Since 1995, guessing which teams made the playoffs simply by looking at their payrolls — in other words, taking the top eight teams in payroll and assuming they reached the postseason — would be correct 59 percent of the time. Over the last seven seasons, 33 of 56 teams in the top eight in payroll made the playoffs, compared to 23 of 148 teams outside the top eight in payroll.
While this indicates better odds for teams in the high tier, it also reveals that spending does not guarantee winning. Indeed, 12 teams in the high tier finished below .500, including the Orioles and Blue Jays three times each and the Rangers twice. From 1998 to 2001 the Dodgers annually ranked in the top five in payroll while failing to finish better than 10th in winning percentage.

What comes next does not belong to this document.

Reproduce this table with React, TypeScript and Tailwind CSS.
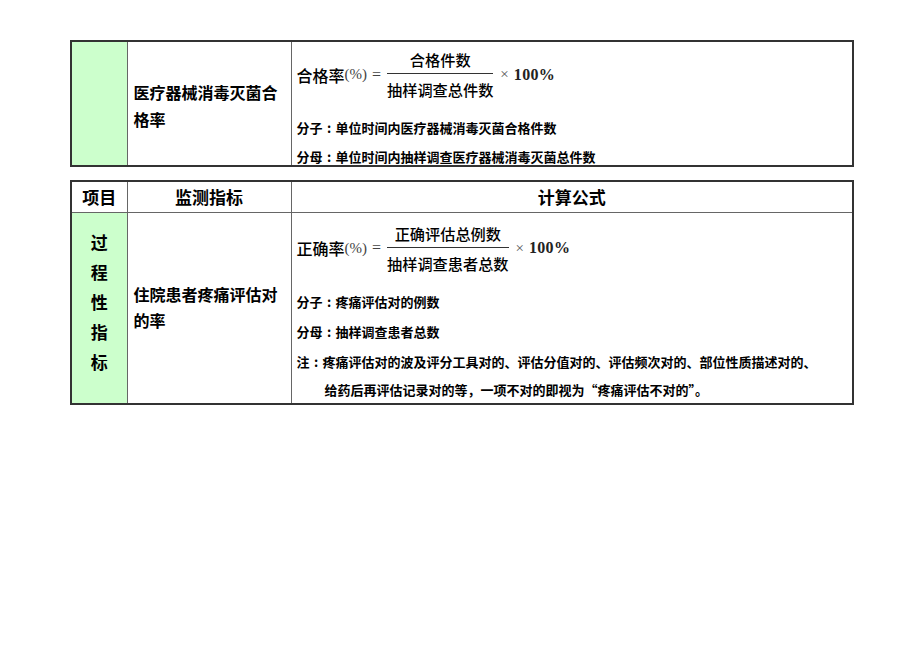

Meanwhile, among teams outside the top tier, the Astros and Giants finished in the top 10 in winning percentage four times apiece and the Athletics three times. Before the Dodgers entered the high tier, they twice made the playoffs and finished in the top 10 in winning percentage. Spending more money for poorer results has apparently become the new Dodger Way.
Another way to measure the relationship between payroll and winning percentage is correlation. Correlation tracks the extent to which two variables move together. Does winning percentage rise as payroll rises, does winning percentage rise as payroll falls or is there no discernable relationship? Measured on a scale of -1 to 1, the closer to 1, the stronger the positive correlation.
From 1985 to 2001, the correlation between payroll and winning percentage was .43, a moderate positive relationship. The correlation was even stronger, .58, for the shorter period 1995 to 2001. In other words, payroll and winning percentage do rise together, although this does not prove that higher payroll expenditures cause winning percentage to rise.
In addition to looking at the correlation between one season of payroll and winning percentage, it is also useful to observe the relationship over a span of years. The tables below illustrate the correlation for periods of one, two, three, four and five seasons:
Correlation Between Winning Percentage and Payroll, 1985-2001 Span Correlation -------------------- 1 Year .43 2 Years .50 3 Years .54 4 Years .57 5 Years .59
Correlation Between Winning Percentage and Payroll, 1995-2001 Span Correlation -------------------- 1 Year .58 2 Years .66 3 Years .70 4 Years .69 5 Years .67
This data suggests that in a greater number of years, the association between payroll and winning percentage grows stronger. One reason for this might be that luck plays a smaller role over a longer period. In a single season, a weak team might catch breaks and produce a decent record, while a strong team might struggle and post poor results. Over time, this is less likely to occur.
Perhaps another reason is the cumulative effect of success. Assuming increased payroll does help a club, that club will by winning put itself in a better financial position, thereby expanding its spending power. Moreover, as the club improves, the perceived value of its players grows, resulting in higher salaries. In other words, the relationship between payroll and winning percentage might be a two-way street.
It is undeniable that a noticeable correlation exists between investment and results. Brains are surely an important part of a club’s achievement, and spending is neither a promise of nor a prerequisite for victory. Tight purse strings leave the likes of Beane with little margin for error, however, and having the resources to retain Jeter, Williams, Pettitte, Rivera and Posada, and to acquire Roger Clemens, Mike Mussina or Jason Giambi, sure makes life easier for a GM.
Platoon
One of the focal points of spring training is the battle at third base between Chris Truby and Morgan Ensberg. Given Truby’s performance with the Astros last season (.206/.276/.441) and Ensberg’s play his last two years at AAA New Orleans (.310/.397/.592) and AA Round Rock (.300/.416/.545), a measly month of exhibition plate appearances shouldn’t be permitted to obscure the obvious: Ensberg, assuming he hasn’t totally gone to pieces, should start.
Despite his dismal showing in the big leagues to date (.241/.288/.464 in 431 plate appearances), there is still a good reason to keep Truby with the Astros: lefthanders. In the minors and the majors, Truby has shown an extreme platoon differential:
---vs.L--- ---vs.R--- Truby Avg HR% Avg HR% ------------------------------ Majors .327 7.27 .208 3.87 Minors .331 6.75 .269 2.93 ------------------------------ Total .330 6.85 .254 3.16
Granted, Ensberg is also roughly as good against lefties (.325/6.13) as against righties (.299/6.38), but if he starts he’ll need a day off now and then, and Truby would also provide a decent option off the bench against lefthanders. This notion struck most people as anathema when Truby faced Tom Glavine in game two of last year’s Division Series. Nonetheless, the numbers illustrate that when Truby encounters lefties, he’s a productive hitter for average and power.